Ni siquiera la jueza Servíni, quien él cree que por quedarse en el cargo (supera la edad de la jubilación) hará todo lo que le pida el organismo de inteligencia, el Ministerio del Interior o el propio Fernández. O Cristina, que, como se sabe, le tiene la misma estima que Elisa Carrió: una respetuosa coincidencia de género. Aunque, es cierto, muchos fanáticos del cristinismo no solo lo quieren ver entre rejas a quien deslumbraba a Macri.
Hay lawfare para todos, hasta un experto en esa materia, alias Pepín (Rodríguez Simón), se tapa en Montevideo con esa excusa.
Falta despejar si esta proclama se difunde como está previsto, la razón por la cual la vicepresidenta insiste en convertir a Guzmán en una suerte de Yenga, ese juego como los palillos chinos, que inevitablemente deviene en el derrumbe. En este caso, de Guzmán. Apaña Cristina estas críticas sobre el ministro, apunta también a un alelado Alberto, ya que lo expresado en que el documento es parte sustancial de lo que ella (y Kicillof) piensan. O al revés. Nadie entiende, sin embargo, en la oportunidad de estas expresiones, la voluntad por deteriorar las gestiones de Guzmán y si algún eventual reemplazante circula por la cabecita de la doctora.

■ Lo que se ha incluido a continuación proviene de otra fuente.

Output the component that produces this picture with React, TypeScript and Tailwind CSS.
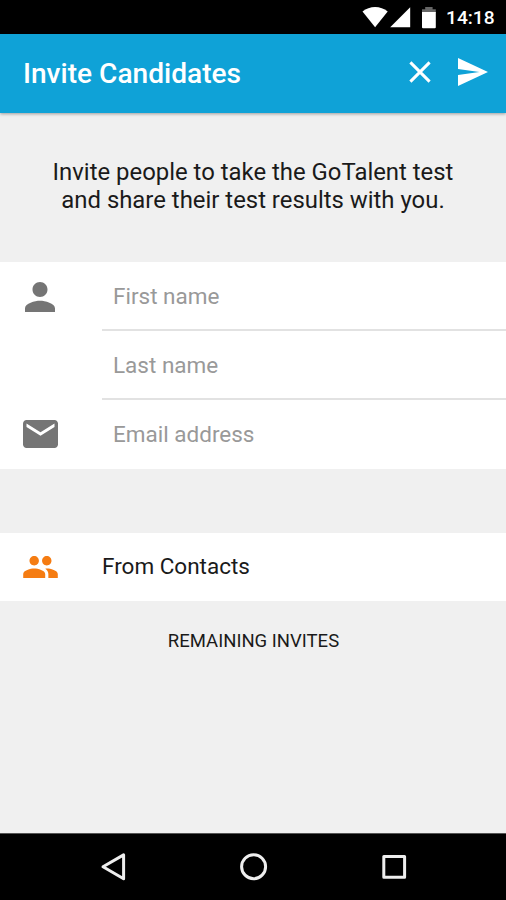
import React from "react";

function StatusBar() {
  return (
    <div className="flex h-[34px] shrink-0 items-center justify-end bg-black pr-[11px] text-white">
      <svg className="h-[34px] w-[78px]" viewBox="360 0 78 34">
        <path d="M362.5 11.6C369.5 5.6 380.7 5.6 387.7 11.6L375.1 27.2Z" fill="#fff" />
        <path d="M410.2 7.2V27.3H390.2Z" fill="#fff" />
        <path d="M422 11V9.2H425.2V7H432.6V9.2H435.8V13H422Z" fill="#666" />
        <path d="M422 12H435.8V27.2Q435.8 28.2 434.8 28.2H423Q422 28.2 422 27.2Z" fill="#fff" />
      </svg>
      <span className="ml-[8px] w-[49px] whitespace-nowrap pt-[2px] text-[19.2px] leading-[34px] font-medium">14:18</span>
    </div>
  );
}

function AppBar() {
  return (
    <header className="z-10 flex h-[79px] shrink-0 items-center bg-[#0fa2d7] pl-[23px] pr-[18px] text-white shadow-[0_1px_3px_rgba(0,0,0,0.35)]">
      <h1 className="flex-1 whitespace-nowrap pt-[1px] text-[28.1px] font-medium">Invite Candidates</h1>
      <button type="button" aria-label="Close">
        <svg className="mb-[3px] h-[22px] w-[22px]" viewBox="0 0 22 22" fill="none" stroke="#fff" strokeWidth="3">
          <path d="M1.4 1.4L20.6 20.6M20.6 1.4L1.4 20.6" />
        </svg>
      </button>
      <button type="button" aria-label="Send" className="ml-[27px]">
        <svg className="mb-[3px] h-[28px] w-[30px]" viewBox="2 3 21 18" preserveAspectRatio="none" fill="#fff">
          <path d="M2.01 21L23 12 2.01 3 2 10l15 2-15 2z" />
        </svg>
      </button>
    </header>
  );
}

function PersonIcon() {
  return (
    <svg className="h-[30px] w-[30px]" viewBox="4 4 16 16" fill="#757575">
      <path d="M12 12c2.21 0 4-1.79 4-4s-1.79-4-4-4-4 1.79-4 4 1.79 4 4 4zm0 2c-2.67 0-8 1.34-8 4v2h16v-2c0-2.66-5.33-4-8-4z" />
    </svg>
  );
}

function MailIcon() {
  return (
    <svg className="mb-[1px] h-[28px] w-[35px]" viewBox="2 4 20 16" fill="#757575">
      <path d="M20 4H4c-1.1 0-1.99.9-1.99 2L2 18c0 1.1.9 2 2 2h16c1.1 0 2-.9 2-2V6c0-1.1-.9-2-2-2zm0 4l-8 5-8-5V6l8 5 8-5v2z" />
    </svg>
  );
}

function PeopleIcon() {
  return (
    <svg className="mb-[1px] h-[22px] w-[35px]" viewBox="1 5 22 14" fill="#f57c12">
      <path d="M16 11c1.66 0 2.99-1.34 2.99-3S17.66 5 16 5c-1.66 0-3 1.34-3 3s1.34 3 3 3zm-8 0c1.66 0 2.99-1.34 2.99-3S9.66 5 8 5C6.34 5 5 6.34 5 8s1.34 3 3 3zm0 2c-2.33 0-7 1.17-7 3.5V19h14v-2.5c0-2.33-4.67-3.5-7-3.5zm8 0c-.29 0-.62.02-.97.05 1.16.84 1.97 1.97 1.97 3.45V19h6v-2.5c0-2.33-4.67-3.5-7-3.5z" />
    </svg>
  );
}

function Field({ icon, label, last }: { icon?: React.ReactNode; label: string; last?: boolean }) {
  return (
    <div className="flex h-[69px]">
      <div className="flex w-[102px] shrink-0 items-center pl-[22px]">
        <div className="flex w-[36px] justify-center">{icon}</div>
      </div>
      <div className={"flex flex-1 items-center border-b-2 pl-[11px] text-[22.5px] text-[#999] " + (last ? "border-transparent" : "border-[#e2e2e2]")}>
        <span className="whitespace-nowrap pt-[2px]">{label}</span>
      </div>
    </div>
  );
}

function NavBar() {
  return (
    <nav className="flex h-[67px] shrink-0 items-center border-t border-[#555] bg-black">
      <svg className="h-[66px] w-full" viewBox="0 834 506 66" fill="none" stroke="#eee" strokeWidth="3" strokeLinejoin="round">
        <path d="M103 866.8L123.6 854.9V878.7Z" />
        <circle cx="253.6" cy="866.7" r="12" />
        <rect x="383.8" y="856.4" width="20.8" height="20.8" />
      </svg>
    </nav>
  );
}

export default function App() {
  return (
    <div className="flex h-[900px] w-[506px] flex-col overflow-hidden bg-[#f0f0f0] font-['Roboto',sans-serif]">
      <StatusBar />
      <AppBar />
      <main className="flex flex-1 flex-col">
        <p className="h-[149px] whitespace-nowrap pt-[45px] text-center text-[23.9px] leading-[28px] text-[#1a1a1a]">
          Invite people to take the GoTalent test
          <br />
          and share their test results with you.
        </p>
        <section className="h-[207px] bg-white">
          <Field icon={<PersonIcon />} label="First name" />
          <Field label="Last name" />
          <Field icon={<MailIcon />} label="Email address" last />
        </section>
        <section className="mt-[64px] flex h-[68px] items-center bg-white pl-[23px]">
          <PeopleIcon />
          <span className="ml-[44px] whitespace-nowrap text-[22.5px] text-[#1a1a1a]">From Contacts</span>
        </section>
        <h2 className="mt-[29px] pl-[1px] text-center text-[18.5px] leading-[22px] text-[#1a1a1a]">REMAINING INVITES</h2>
      </main>
      <NavBar />
    </div>
  );
}
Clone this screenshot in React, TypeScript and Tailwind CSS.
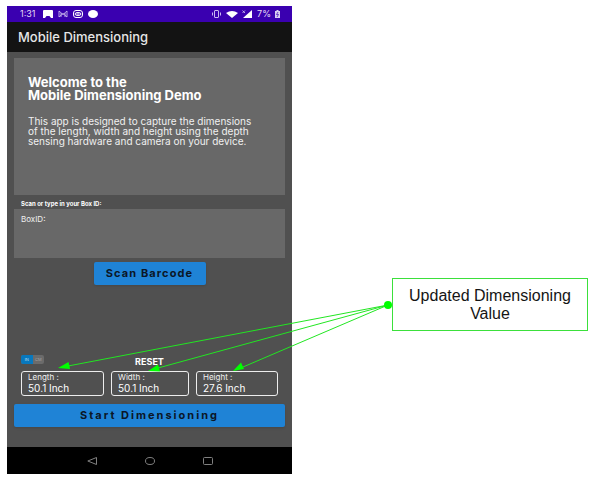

Raro, sin embargo, que esta vocinglería se disipe como el humo; uno imagina que atrás de las manifestaciones, de la autoría intelectual, existe un objetivo superior al deshilachar, jornada tras jornada, a un ministro y al Presidente que jura protegerlo hasta el final de su faena. Juramento de estudiante: Alfonsín no pudo mantener a Grinspun, ni tampoco a Sourrouille. A pesar de las promesas.